Quando um Putin quer, um Putin briga, invade, tortura, estupra e mata
Lúcia Guimarães - Opinião
Folha de S. Paulo, 8.fev.2023
"Quando um não quer, dois não brigam," disse nenhum chefe de Estado democrático quando Hitler invadiu a Tchecoslováquia em 1939, num reino de terror que custou a vida de 345 mil.
Metáforas pedestres não prestam, de maneira geral, para discutir política externa, especialmente como referência ao maior ataque militar não provocado desde a Segunda Guerra Mundial, lançado há um ano —uma ocupação cujas atrocidades valeriam múltiplas condenações no Tribunal de Haia.
Quando ouço o presidente que teve meu voto falar sobre a imensa tragédia ucraniana, sou transportada no tempo para minha adolescência de mimeógrafos, diretórios estudantis e esquerdismo infantil.
Se a pauta da reunião apressada da sexta-feira (10), em Washington, inclui o extremismo político que gerou tentativas de golpe no Brasil e nos EUA; se os dois aliados concordam sobre a gravidade da disseminação de informação falsa, Lula e Biden têm papo para um fim de semana inteiro ao pé da aconchegante lareira de pedra em Camp David.
Nesta quarta-feira (8), um time de investigadores internacionais revelou "fortes indícios" de que Vladimir Putin autorizou a transferência para os "separatistas" em território ucraniano de armas como o míssil Buk, que derrubou o avião da Malaysia Airlines sobre a Ucrânia em julho de 2014, matando 298 civis. A carnificina ocorreu quatro meses depois da invasão e anexação da Crimeia e foi rapidamente debitada da conta do Vladimir por valorosos repórteres investigativos cooperando em vários países da Europa.

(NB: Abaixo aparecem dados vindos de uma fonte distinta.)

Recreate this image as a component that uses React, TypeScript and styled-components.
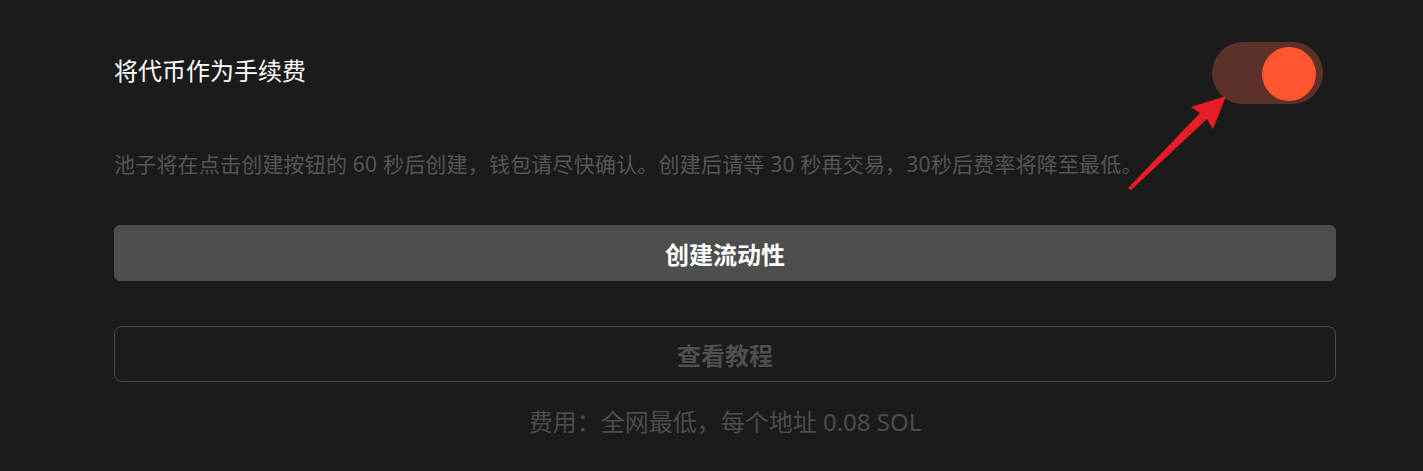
import React, { useState } from "react";
import styled, { createGlobalStyle } from "styled-components";

const Global = createGlobalStyle`
  html, body { margin: 0; padding: 0; background: #1b1b1b; }
  body { font-family: "Noto Sans", "Noto Sans CJK SC", sans-serif; }
`;

const Page = styled.div`
  position: relative;
  box-sizing: border-box;
  width: 1423px;
  height: 471px;
  padding: 42px 87px 0 114px;
  background: #1b1b1b;
  display: flex;
  flex-direction: column;
`;

const HeaderRow = styled.div`
  display: flex;
  align-items: center;
  justify-content: space-between;
  padding-right: 13px;
`;

const Title = styled.div`
  color: #ffffff;
  font-size: 24px;
  line-height: 32px;
  margin-bottom: 6px;
  font-family: "Noto Sans CJK SC", sans-serif;
`;

const Track = styled.button<{ $on: boolean }>`
  box-sizing: border-box;
  width: 111px;
  height: 62px;
  border: none;
  border-radius: 31px;
  padding: 0 7px;
  display: flex;
  align-items: center;
  justify-content: ${(p) => (p.$on ? "flex-end" : "flex-start")};
  background: ${(p) => (p.$on ? "#5c3129" : "#3a3a3a")};
  cursor: pointer;
`;

const Thumb = styled.span`
  width: 54px;
  height: 54px;
  border-radius: 50%;
  background: #ff5530;
  box-shadow: 0 0 0 1px rgba(120, 40, 20, 0.35);
  margin-top: 2px;
`;

const Description = styled.p`
  margin: 45px 0 0;
  color: #555555;
  font-size: 21px;
  line-height: 30px;
  letter-spacing: 0.2px;
  font-family: "Noto Sans", "Noto Sans CJK SC", sans-serif;
`;

const Button = styled.button<{ $variant: "solid" | "outline" }>`
  box-sizing: border-box;
  width: 100%;
  height: 56px;
  border-radius: ${(p) => (p.$variant === "solid" ? "6px" : "8px")};
  border: 1px solid ${(p) => (p.$variant === "solid" ? "#4e4e4e" : "#4a4a4a")};
  background: ${(p) => (p.$variant === "solid" ? "#4e4e4e" : "transparent")};
  color: ${(p) => (p.$variant === "solid" ? "#ffffff" : "#4f4f4f")};
  font-family: "Noto Sans CJK SC", sans-serif;
  font-size: 24px;
  font-weight: 700;
  display: flex;
  align-items: center;
  justify-content: center;
  cursor: pointer;
`;

const PrimaryWrap = styled.div`
  margin-top: 46px;
`;

const SecondaryWrap = styled.div`
  margin-top: 45px;
`;

const Footer = styled.div`
  margin-top: 25px;
  text-align: center;
  color: #4c4c4c;
  font-size: 24px;
  line-height: 30px;
  font-family: "Noto Sans", "Noto Sans CJK SC", sans-serif;
`;

const ArrowSvg = styled.svg`
  position: absolute;
  left: 0;
  top: 0;
  pointer-events: none;
`;

export default function App() {
  const [on, setOn] = useState(true);
  return (
    <>
      <Global />
      <Page>
        <HeaderRow>
          <Title>将代币作为手续费</Title>
          <Track $on={on} onClick={() => setOn(!on)} aria-label="toggle">
            <Thumb />
          </Track>
        </HeaderRow>
        <Description>
          池子将在点击创建按钮的 60 秒后创建，钱包请尽快确认。创建后请等 30 秒再交易，30秒后费率将降至最低。
        </Description>
        <PrimaryWrap>
          <Button $variant="solid">创建流动性</Button>
        </PrimaryWrap>
        <SecondaryWrap>
          <Button $variant="outline">查看教程</Button>
        </SecondaryWrap>
        <Footer>费用：全网最低，每个地址 0.08 SOL</Footer>
        <ArrowSvg width="1423" height="471" viewBox="0 0 1423 471">
          <polygon
            points="1128,188 1200,113 1191,107 1226,96 1213,129 1207,119 1131,190"
            fill="#e81d25"
          />
        </ArrowSvg>
      </Page>
    </>
  );
}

Desde a primeira invasão da Ucrânia, há nove anos, assistimos ao deplorável relativismo moral de —deixo claro— apenas uma parte da esquerda, que emoldura crises no contexto da Guerra Fria e de clichês contra o imperialismo ianque —um mal que seria combatido com o imperialismo do cosplay de tzar, ex-agente bundão da KGB, gângster e assassino em massa, o cabra que precisa continuar aboletado no Kremlin para continuar vivo.
Nesta semana, uma reportagem suprimida em julho de 2020 viu a luz do dia no site britânico Byline Times. A reportagem foi encomendada pela mãe de todas as publicações protetoras da santidade da imprensa independente, a Columbia Journalism Review, ligada à mais prestigiada escola de jornalismo nos EUA, na Universidade Columbia.
De acordo com o jornalista investigativo britânico Duncan Campbell, a reportagem, encomendada para investigar o quanto a centenária publicação de esquerda The Nation estava no bolso de Moscou, foi censurada, numa acomodação stalinista repulsiva.
O cardinalato que informa Lula sobre a invasão da Ucrânia —injustificável sob qualquer critério moral ou ideológico— quer que acreditemos que há "duas lógicas" em jogo e reserva tolerância para a anexação da Crimeia e condenação idiota a noções expansionistas da Otan usando, como argumento, até comentários do impune genocida Henry Kissinger.
O Estado brasileiro –e a diplomacia é de Estado, não de partido— nada tem a ganhar acomodando o autoritarismo fascista de Vladimir Putin, Narendra Modi ou Recep Tayyip Erdogan. O governo que trouxe Marina Silva de volta precisa parar de relativizar o papel dos assassinos da democracia.